A former editorial chief has urged fiftysomething ex-journalists to spend time in modern newsrooms – claiming they are spectacles to be “marvelled” at.
Alan Geere, left, a former editor of the Essex Chronicle and editorial director of Northcliffe South East, has jokingly called for those no longer involved in “front line” journalism to undertake what he described as the equivalent of National Service by visiting a regional newspaper office in 2017.
In a piece about his experience for the latest edition of Production Journal, he wrote that watching the “daily dramas unfold first hand under the all-seeing eye of the metrics counter reminds me how far journalism has come”.
Alan described an office where print is “by no means a poor relation”, but where a league table of web story hits is “incessant and relentless and impossible not keep glancing at”.

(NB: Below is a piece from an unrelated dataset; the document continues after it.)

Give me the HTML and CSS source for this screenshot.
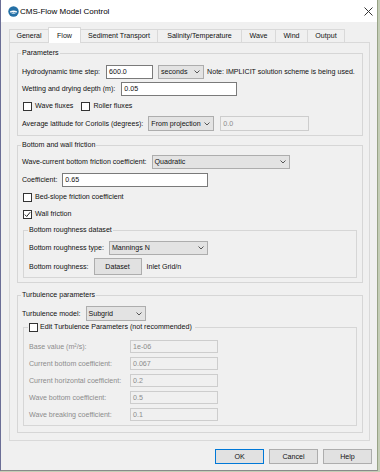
FILE: index.html
```html
<!DOCTYPE html>
<html lang="en">
<head>
  <meta charset="UTF-8">
  <title>CMS-Flow Model Control</title>
  <link rel="stylesheet" href="styles.css">
</head>
<body>

<div class="window">
  <div class="titlebar">
    <svg class="app-icon" width="11" height="11" viewBox="0 0 11 11">
      <circle cx="5.5" cy="5.5" r="5.2" fill="#2470a6"/>
      <path d="M2 5.2 Q5.5 3.6 9 5.2 L8.6 6.6 Q5.5 9.4 2.4 6.6 Z" fill="#fff"/>
      <path d="M3.2 6.3 Q5.5 7.6 7.8 6.3" stroke="#2470a6" stroke-width="0.8" fill="none"/>
    </svg>
    <span class="title">CMS-Flow Model Control</span>
    <svg class="close" width="9" height="9" viewBox="0 0 9 9">
      <path d="M0.5 0.5 L8.5 8.5 M8.5 0.5 L0.5 8.5" stroke="#333" stroke-width="1"/>
    </svg>
  </div>

  <div class="tabs">
    <div class="tab w-general">General</div>
    <div class="tab active w-flow">Flow</div>
    <div class="tab w-sed">Sediment Transport</div>
    <div class="tab w-sal">Salinity/Temperature</div>
    <div class="tab w-wave">Wave</div>
    <div class="tab w-wind">Wind</div>
    <div class="tab w-output">Output</div>
  </div>

  <div class="panel">
    <!-- Parameters -->
    <fieldset class="group g-params">
      <legend>Parameters</legend>
      <div class="row">
        <span>Hydrodynamic time step:</span>
        <span class="edit w-step">600.0</span>
        <span class="combo w-units">seconds<svg class="chev" width="6" height="4" viewBox="0 0 6 4"><path d="M0.5 0.5 L3 3 L5.5 0.5" stroke="#555" fill="none"/></svg></span>
        <span class="note">Note: IMPLICIT solution scheme is being used.</span>
      </div>
      <div class="row mt3">
        <span>Wetting and drying depth (m):</span>
        <span class="edit w-depth">0.05</span>
      </div>
      <div class="row mt3">
        <label class="check"><span class="box"></span>Wave fluxes</label>
        <label class="check"><span class="box"></span>Roller fluxes</label>
      </div>
      <div class="row tall mt3">
        <span>Average latitude for Coriolis (degrees):</span>
        <span class="combo w-proj">From projection<svg class="chev" width="6" height="4" viewBox="0 0 6 4"><path d="M0.5 0.5 L3 3 L5.5 0.5" stroke="#555" fill="none"/></svg></span>
        <span class="edit disabled w-lat">0.0</span>
      </div>
    </fieldset>

    <!-- Bottom and wall friction -->
    <fieldset class="group g-friction">
      <legend>Bottom and wall friction</legend>
      <div class="row">
        <span>Wave-current bottom friction coefficient:</span>
        <span class="combo w-quad">Quadratic<svg class="chev" width="6" height="4" viewBox="0 0 6 4"><path d="M0.5 0.5 L3 3 L5.5 0.5" stroke="#555" fill="none"/></svg></span>
      </div>
      <div class="row mt4">
        <span>Coefficient:</span>
        <span class="edit w-coef">0.65</span>
      </div>
      <div class="row mt3">
        <label class="check"><span class="box"></span>Bed-slope friction coefficient</label>
      </div>
      <div class="row mt3">
        <label class="check"><span class="box checked"><svg width="7" height="7" viewBox="0 0 7 7"><path d="M0.8 3.6 L2.7 5.5 L6.2 1.2" stroke="#222" stroke-width="1" fill="none"/></svg></span>Wall friction</label>
      </div>
      <fieldset class="group inner g-dataset">
        <legend>Bottom roughness dataset</legend>
        <div class="row">
          <span>Bottom roughness type:</span>
          <span class="combo w-mann">Mannings N<svg class="chev" width="6" height="4" viewBox="0 0 6 4"><path d="M0.5 0.5 L3 3 L5.5 0.5" stroke="#555" fill="none"/></svg></span>
        </div>
        <div class="row btn-row mt3">
          <span>Bottom roughness:</span>
          <span class="button w-dataset">Dataset</span>
          <span>Inlet Grid/n</span>
        </div>
      </fieldset>
    </fieldset>

    <!-- Turbulence parameters -->
    <fieldset class="group g-turb">
      <legend>Turbulence parameters</legend>
      <div class="row tall">
        <span>Turbulence model:</span>
        <span class="combo w-model">Subgrid<svg class="chev" width="6" height="4" viewBox="0 0 6 4"><path d="M0.5 0.5 L3 3 L5.5 0.5" stroke="#555" fill="none"/></svg></span>
      </div>
      <fieldset class="group inner g-edit">
        <legend><label class="check"><span class="box"></span>Edit Turbulence Parameters (not recommended)</label></legend>
        <div class="row dis">
          <span class="dlabel">Base value (m²/s):</span>
          <span class="edit disabled w-param">1e-06</span>
        </div>
        <div class="row dis mt4">
          <span class="dlabel">Current bottom coefficient:</span>
          <span class="edit disabled w-param">0.067</span>
        </div>
        <div class="row dis mt4">
          <span class="dlabel">Current horizontal coefficient:</span>
          <span class="edit disabled w-param">0.2</span>
        </div>
        <div class="row dis mt4">
          <span class="dlabel">Wave bottom coefficient:</span>
          <span class="edit disabled w-param">0.5</span>
        </div>
        <div class="row dis mt4">
          <span class="dlabel">Wave breaking coefficient:</span>
          <span class="edit disabled w-param">0.1</span>
        </div>
      </fieldset>
    </fieldset>
  </div>

  <div class="actions">
    <span class="button default">OK</span>
    <span class="button">Cancel</span>
    <span class="button">Help</span>
  </div>
</div>

</body>
</html>
```

FILE: styles.css
```css
* {
  box-sizing: border-box;
}

body {
  margin: 0;
  background: #c4cdb6;
  font-family: "Liberation Sans", Arial, sans-serif;
  font-size: 7.1px;
  color: #111;
}

.window {
  width: 378px;
  height: 471px;
  background: #f0f0f0;
  border-left: 1px solid #6b6e96;
  border-right: 1px solid #98a387;
  border-bottom: 1px solid #8a8a8a;
  display: flex;
  flex-direction: column;
}

/* title bar */
.titlebar {
  height: 22px;
  background: #fff;
  display: flex;
  align-items: center;
  padding: 0 4px 0 7px;
}

.app-icon {
  flex: none;
}

.title {
  margin-left: 1px;
  font-size: 8px;
  color: #000;
}

.close {
  margin-left: auto;
}

/* tabs */
.tabs {
  height: 20px;
  display: flex;
  align-items: flex-end;
  padding-left: 8px;
}

.tab {
  height: 13px;
  border: 1px solid #d9d9d9;
  border-bottom: none;
  margin-right: -1px;
  display: flex;
  align-items: center;
  justify-content: center;
  background: #f0f0f0;
}

.tab.active {
  height: 16px;
  margin-bottom: -1px;
  background: #fff;
  position: relative;
  z-index: 1;
}

.w-general { width: 40px; }
.w-flow { width: 33px; }
.w-sed { width: 78px; }
.w-sal { width: 85px; }
.w-wave { width: 35px; }
.w-wind { width: 33px; }
.w-output { width: 38px; }

/* page of the tab */
.panel {
  margin-left: 8px;
  width: 361px;
  height: 399px;
  border: 1px solid #d9d9d9;
  padding: 0 6px 0 7px;
}

.group {
  margin: 0;
  min-width: 0;
  border: 1px solid #d6d6d6;
  padding: 0 5px 0 4px;
}

.group legend {
  padding: 0 1px;
  margin-left: -1px;
  line-height: 9px;
  height: 9px;
}

.g-params {
  margin-top: 6px;
  padding-top: 7px;
  padding-bottom: 4px;
}

.g-friction {
  margin-top: 5px;
  padding-top: 5px;
  padding-bottom: 4px;
}

.group.inner {
  margin-left: 1px;
  padding-left: 5px;
}

.g-dataset {
  margin-top: 5px;
  padding-top: 6px;
  padding-bottom: 2px;
}

.g-turb {
  margin-top: 8px;
  padding-top: 6px;
  padding-bottom: 6px;
}

.g-edit {
  margin-top: 2px;
  padding-top: 8px;
  padding-bottom: 4px;
}

.g-edit legend {
  display: flex;
}

/* rows */
.row {
  display: flex;
  align-items: center;
  height: 14px;
  gap: 5px;
  white-space: nowrap;
}

.row.tall {
  height: 15px;
}

.row.btn-row {
  height: 17px;
}

.row.dis {
  height: 13px;
  color: #8c8c8c;
}

.mt3 { margin-top: 3px; }
.mt4 { margin-top: 4px; }

.dlabel {
  width: 95px;
}

.note {
  margin-left: -2px;
}

/* controls */
.edit {
  height: 100%;
  background: #fff;
  border: 1px solid #7a7a7a;
  padding-left: 2px;
  display: flex;
  align-items: center;
  margin-left: 1px;
}

.edit.disabled {
  background: #f0f0f0;
  border-color: #cdcdcd;
  color: #8c8c8c;
}

.combo {
  height: 100%;
  background: #e3e3e3;
  border: 1px solid #adadad;
  padding: 0 3px 0 2px;
  display: flex;
  align-items: center;
  justify-content: space-between;
}

.chev {
  flex: none;
}

.w-step { width: 47px; }
.w-units { width: 46px; }
.w-depth { width: 116px; }
.w-proj { width: 66px; }
.w-lat { width: 89px; }
.w-quad { width: 138px; }
.w-coef { width: 146px; margin-left: 0; }
.w-mann { width: 99px; }
.w-dataset { width: 48px; height: 17px; }
.w-model { width: 60px; }
.w-param { width: 88px; height: 13px; }

.check {
  display: flex;
  align-items: center;
  gap: 3px;
  margin-right: 2px;
}

.box {
  width: 9px;
  height: 9px;
  border: 1px solid #333;
  background: #fff;
  margin-left: 1px;
  display: flex;
  align-items: center;
  justify-content: center;
}

.g-edit .check {
  gap: 2px;
}

.g-edit .box {
  margin-left: 0;
}

.button {
  background: #e1e1e1;
  border: 1px solid #adadad;
  display: flex;
  align-items: center;
  justify-content: center;
}

/* dialog buttons */
.actions {
  display: flex;
  justify-content: flex-end;
  gap: 5px;
  margin-top: 8px;
  padding-right: 5px;
}

.actions .button {
  width: 49px;
  height: 15px;
}

.actions .button.default {
  border-color: #0078d7;
}
```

He also praised the leadership skills of editor-in-chief Darren Thwaites and Chronicle Live editor Helen Dalby.
Wrote Alan: “Rather like they used to say that all young people should do National Service I think all journalists over 50 – especially those not involved in front-line newspaper journalism – should go and spend some time in a thoroughly modern newsroom like this.
“They will find committed, capable people confidently handling all the channels of delivery with a dexterity that can only be marvelled at.
“Much has changed. All those blinking screens telling you what’s hot and what’s not are a far cry from the ‘I know what my readers like’ finger in the wind editor of not that long ago.
“But much is the same too. The excitement when a big story breaks, the leadership needed to steer it in the right direction and the boots on ground skills of talking to people and delivering what you find out quickly and succinctly.”